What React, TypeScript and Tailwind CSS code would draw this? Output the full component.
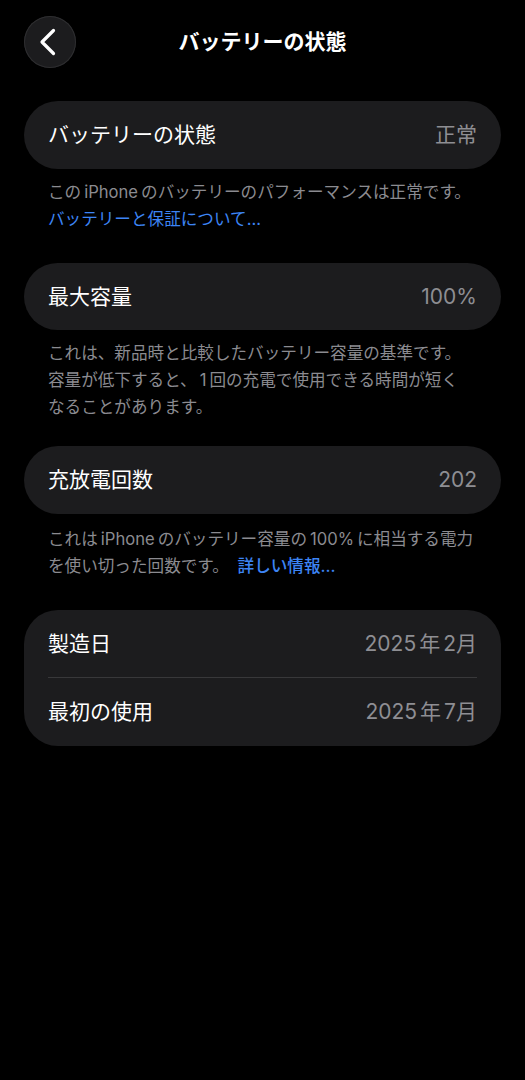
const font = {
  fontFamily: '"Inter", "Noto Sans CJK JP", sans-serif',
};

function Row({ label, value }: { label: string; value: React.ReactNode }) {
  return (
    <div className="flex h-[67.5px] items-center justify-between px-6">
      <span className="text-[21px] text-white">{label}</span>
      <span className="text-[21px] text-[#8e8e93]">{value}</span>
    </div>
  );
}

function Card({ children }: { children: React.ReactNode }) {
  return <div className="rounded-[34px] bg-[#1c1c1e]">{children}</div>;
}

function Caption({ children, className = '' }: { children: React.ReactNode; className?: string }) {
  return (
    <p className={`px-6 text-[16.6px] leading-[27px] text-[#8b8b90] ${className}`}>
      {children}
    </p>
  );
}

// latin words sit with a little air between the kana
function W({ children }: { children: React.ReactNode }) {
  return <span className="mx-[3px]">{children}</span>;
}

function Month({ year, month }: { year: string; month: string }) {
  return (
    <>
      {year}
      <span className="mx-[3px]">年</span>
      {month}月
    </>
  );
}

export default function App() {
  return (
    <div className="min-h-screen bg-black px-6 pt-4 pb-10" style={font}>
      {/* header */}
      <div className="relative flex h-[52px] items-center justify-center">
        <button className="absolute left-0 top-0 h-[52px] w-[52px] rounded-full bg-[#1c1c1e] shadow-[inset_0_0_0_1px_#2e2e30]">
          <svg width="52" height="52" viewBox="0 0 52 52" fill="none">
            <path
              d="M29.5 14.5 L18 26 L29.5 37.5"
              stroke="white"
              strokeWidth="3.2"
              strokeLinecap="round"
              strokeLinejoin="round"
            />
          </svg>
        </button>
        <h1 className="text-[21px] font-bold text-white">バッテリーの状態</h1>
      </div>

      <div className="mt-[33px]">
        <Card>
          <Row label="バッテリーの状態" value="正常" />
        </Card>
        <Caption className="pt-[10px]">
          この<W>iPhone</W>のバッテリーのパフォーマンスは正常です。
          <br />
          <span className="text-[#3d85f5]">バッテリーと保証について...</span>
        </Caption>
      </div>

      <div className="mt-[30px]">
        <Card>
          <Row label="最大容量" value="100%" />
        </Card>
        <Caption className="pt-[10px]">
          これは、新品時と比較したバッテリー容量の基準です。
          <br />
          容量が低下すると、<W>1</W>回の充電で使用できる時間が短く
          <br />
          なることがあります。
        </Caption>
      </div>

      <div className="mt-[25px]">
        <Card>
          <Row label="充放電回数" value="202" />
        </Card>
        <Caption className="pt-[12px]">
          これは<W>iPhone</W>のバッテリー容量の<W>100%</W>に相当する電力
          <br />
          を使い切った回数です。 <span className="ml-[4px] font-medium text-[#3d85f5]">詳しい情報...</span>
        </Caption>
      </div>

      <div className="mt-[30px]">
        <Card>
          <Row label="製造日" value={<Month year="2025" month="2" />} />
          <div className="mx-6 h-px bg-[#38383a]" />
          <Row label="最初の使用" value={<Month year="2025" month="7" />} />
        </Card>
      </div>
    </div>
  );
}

• • • • •

> _Given task_:
Exclude every picture and copy the remaining data exactly.

> _Worked answer_:
What React, TypeScript and Tailwind CSS code would draw this? Output the full component.
const font = {
  fontFamily: '"Inter", "Noto Sans CJK JP", sans-serif',
};

function Row({ label, value }: { label: string; value: React.ReactNode }) {
  return (
    <div className="flex h-[67.5px] items-center justify-between px-6">
      <span className="text-[21px] text-white">{label}</span>
      <span className="text-[21px] text-[#8e8e93]">{value}</span>
    </div>
  );
}

function Card({ children }: { children: React.ReactNode }) {
  return <div className="rounded-[34px] bg-[#1c1c1e]">{children}</div>;
}

function Caption({ children, className = '' }: { children: React.ReactNode; className?: string }) {
  return (
    <p className={`px-6 text-[16.6px] leading-[27px] text-[#8b8b90] ${className}`}>
      {children}
    </p>
  );
}

// latin words sit with a little air between the kana
function W({ children }: { children: React.ReactNode }) {
  return <span className="mx-[3px]">{children}</span>;
}

function Month({ year, month }: { year: string; month: string }) {
  return (
    <>
      {year}
      <span className="mx-[3px]">年</span>
      {month}月
    </>
  );
}

export default function App() {
  return (
    <div className="min-h-screen bg-black px-6 pt-4 pb-10" style={font}>
      {/* header */}
      <div className="relative flex h-[52px] items-center justify-center">
        <button className="absolute left-0 top-0 h-[52px] w-[52px] rounded-full bg-[#1c1c1e] shadow-[inset_0_0_0_1px_#2e2e30]">
          <svg width="52" height="52" viewBox="0 0 52 52" fill="none">
            <path
              d="M29.5 14.5 L18 26 L29.5 37.5"
              stroke="white"
              strokeWidth="3.2"
              strokeLinecap="round"
              strokeLinejoin="round"
            />
          </svg>
        </button>
        <h1 className="text-[21px] font-bold text-white">バッテリーの状態</h1>
      </div>

      <div className="mt-[33px]">
        <Card>
          <Row label="バッテリーの状態" value="正常" />
        </Card>
        <Caption className="pt-[10px]">
          この<W>iPhone</W>のバッテリーのパフォーマンスは正常です。
          <br />
          <span className="text-[#3d85f5]">バッテリーと保証について...</span>
        </Caption>
      </div>

      <div className="mt-[30px]">
        <Card>
          <Row label="最大容量" value="100%" />
        </Card>
        <Caption className="pt-[10px]">
          これは、新品時と比較したバッテリー容量の基準です。
          <br />
          容量が低下すると、<W>1</W>回の充電で使用できる時間が短く
          <br />
          なることがあります。
        </Caption>
      </div>

      <div className="mt-[25px]">
        <Card>
          <Row label="充放電回数" value="202" />
        </Card>
        <Caption className="pt-[12px]">
          これは<W>iPhone</W>のバッテリー容量の<W>100%</W>に相当する電力
          <br />
          を使い切った回数です。 <span className="ml-[4px] font-medium text-[#3d85f5]">詳しい情報...</span>
        </Caption>
      </div>

      <div className="mt-[30px]">
        <Card>
          <Row label="製造日" value={<Month year="2025" month="2" />} />
          <div className="mx-6 h-px bg-[#38383a]" />
          <Row label="最初の使用" value={<Month year="2025" month="7" />} />
        </Card>
      </div>
    </div>
  );
}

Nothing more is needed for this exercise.